Pet owners know that finding a place with their animal can be difficult. In New York, this is especially true, as landlords have a lot of power due to an undersupply of apartments and an oversupply of tenants. Obviously people find apartments for themselves and their pets, but how exactly do they do so? Well, the answer to this seems a bit intense, but it seems to be how it goes at the moment.
Applying for an apartment with a pet becomes like applying for a job. You know your pet well, you know he or she is good and that you look after him or her well. The landlord doesn’t know your pet, though, and some people have fears of certain animals.
What some potential tenants are doing now is getting references for their pets
These references come from previous landlords who know what the animal was like in the apartment, from veterinarians who have seen the pet, from animal trainers, from friends and family who have experience with the pet. Having someone else say that your animal is a good boy or girl, behaves themselves and that you are responsible owner goes a long way.
Some landlords have a dislike, almost hatred of animals. I’d suggest not trying to fight with to get your pet into the apartment. It won’t end well, and chances are it will be a fight for the most part. A landlord that starts out disliking animals probably isn’t going to change their mind. Rather, they’re more likely to watch and wait for a reason to kick you and your pet out. There are landlords that love animals and are open to negotiation concerning pets.
A landlord may love animals, but have had bad experiences with pets and their owners in the past. That’s why some landlords are concerned about a pet in the building. Not because of a dislike of animals but issues with pets in the past. Showing the landlord that your pet is house-trained and that you are a responsible owner then will keep their pet from making mischief or will pay to fix anything goes a long way.
Not all breeds of animal are welcomed, even in apartments buildings that are pet-friendly. Aggressive and larger breeds of dogs are often discouraged; as older or younger tenants may be scared. A large dog may be very friendly, but this friendliness isn’t always welcomed. If I were a tenant going about my day and had someone else’s dog jump on me in a friendly way, I’d be annoyed despite the dog’s intent. Personally I like animals, but I wouldn’t want your animals to knock me over. For an older person, a big friendly dog can be a danger. Can you prove to the landlord your animal won’t be an issue to other tenants? If you can, do this in the references you send in.
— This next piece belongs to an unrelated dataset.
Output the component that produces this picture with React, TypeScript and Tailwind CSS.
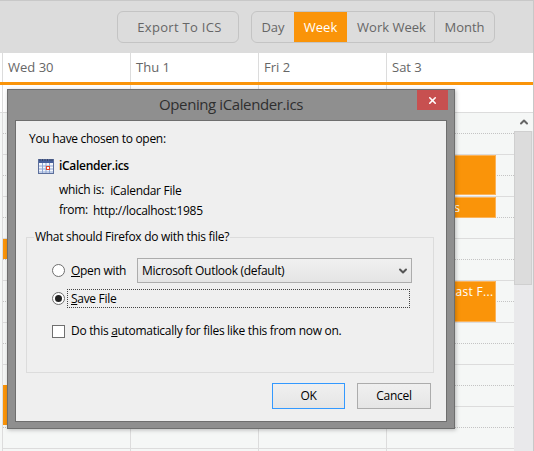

For those who are disabled or have a medical condition where an animal is for company and therapy, it can be easier to find a place. For this, use a reference from a medical professional to say why you need the animal and how it makes a positive impact on your life. Some people attempt to fake having a medical condition to get a pet into their apartment, but I’d say not to do this. It may seem like a good idea, but this is easy to see through. Potential tenants have been reported to send a plain paper letter, with no letterhead, to landlords saying “I suffer from depression and need a pet”. It’s easy to make a claim, but harder to back it up. If you’re going to make a claim about your pet, be prepared to back it up with references from a professional.
So, in short, when applying for an apartment with animals in New York, get references for your pet. Don’t fight with a landlord who is adamant against pets in the apartment, and be willing to take more time to find a place. It may mean not getting the apartment you want, or your ideal apartment, but keeping your pet and having them in a welcome home is a good thing.